WHACK-A-MOLE JOURNALISM

So, first the Bee did reporting that encouraged the overloading of the system. Then it reported on the death of a child in a substandard foster home, as though these were unrelated problems – and as though reporting on the problem in each new form is enough. Sadly, when it comes to child welfare, there is nothing unusual in this kind of "whack-a-mole" journalism.

Fortunately, the Bee no longer has quite the monopoly it used to. The Sacramento Press is a news website with a small paid staff and lots of citizen contributors. We are on the site starting today, telling the part of the child welfare story that the Bee leaves out.

The Bee is not the only one encouraging panic.

Sacramento's system is so primitive that in many cases, when CPS takes away a child, even a child as young as age one, they compound the trauma by placing that child not in a home but in an orphanage – the "Children's Receiving Home." When children really must be taken, these parking place shelters usually are the worst possible option.
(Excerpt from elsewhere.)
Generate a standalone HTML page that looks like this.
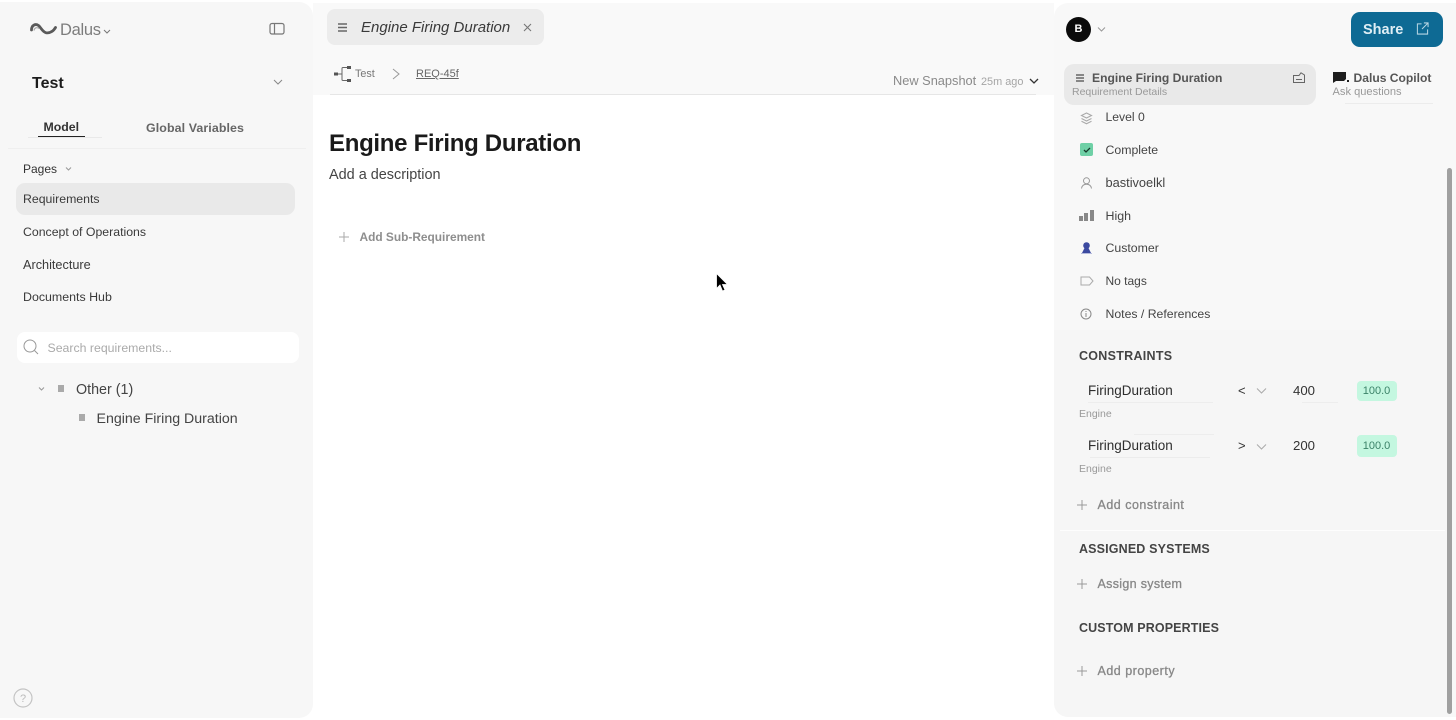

Without a steady supply of foster children, places like the "Children's Receiving Home" will go out of business. But the Children's Receiving Home hasn't been getting as many referrals lately, so they've joined in the fear-mongering.

Of course, progress all across California is threatened by budget cuts, and by the greed of the state's group homes and institutions, who used the courts to force the state to give them a giant rate increase. But in Sacramento, the progress hasn't even begun – because every time anybody tries, the local newspaper gets in the way.